A retell includes everything — every event, every detail, roughly in sequence. A summary identifies the most important idea and includes only the details that support or develop it. Fifth graders default to retelling because it feels safer: leaving nothing out means nothing can be wrong. These worksheets specifically target the selection step, which is where most students need the most direct practice at this grade.
Can these worksheets be used for both independent practice and small-group instruction?
These 5th grade summarizing worksheets printable work well in both settings. For independent practice, the structured planning space keeps students on task without requiring teacher presence. For small groups, the passage and planning section give teachers a natural stopping point — after annotation, before writing — where students can explain which details they kept and why before drafting their final summary.
What makes summarizing a specific 5th grade focus rather than something taught earlier and finished?
Grade 5 is when the CCSS explicitly requires students to summarize in a way that excludes personal reaction and focuses on textual meaning — a distinction that 3rd and 4th grade standards don't press as directly. Students are also moving into longer and more complex texts, which means deciding what to leave out becomes more cognitively demanding. That developmental pressure point is why focused summarizing practice pays off at this grade in ways it may not have earlier.

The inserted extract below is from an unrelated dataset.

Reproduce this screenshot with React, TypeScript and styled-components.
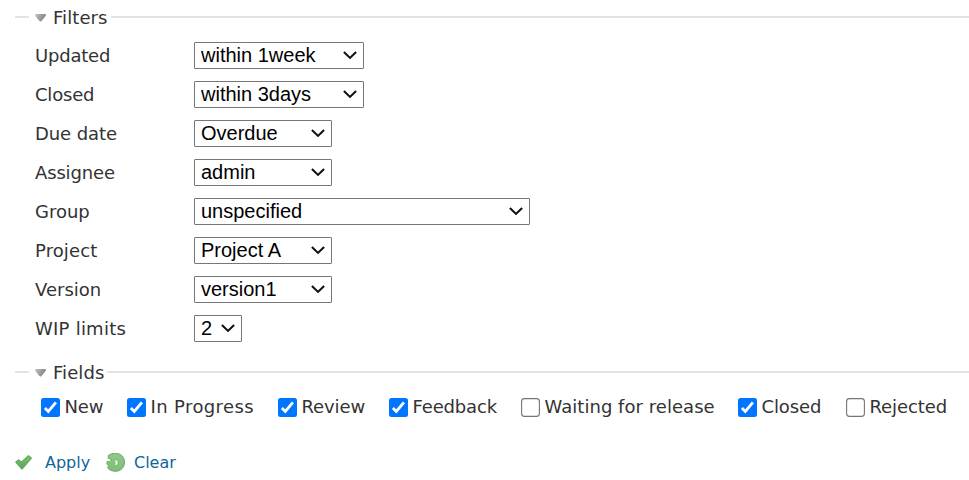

Do the worksheets include answer keys or model responses?
Each worksheet includes a model response that teachers can use for quick comparison during independent work or centers. These are reference points rather than single correct answers — summarizing doesn't produce identical right responses — but they show what a concise, accurate summary looks like at this level. That reference is especially useful for giving brief written feedback and for preparing a reteaching conversation around a specific error pattern.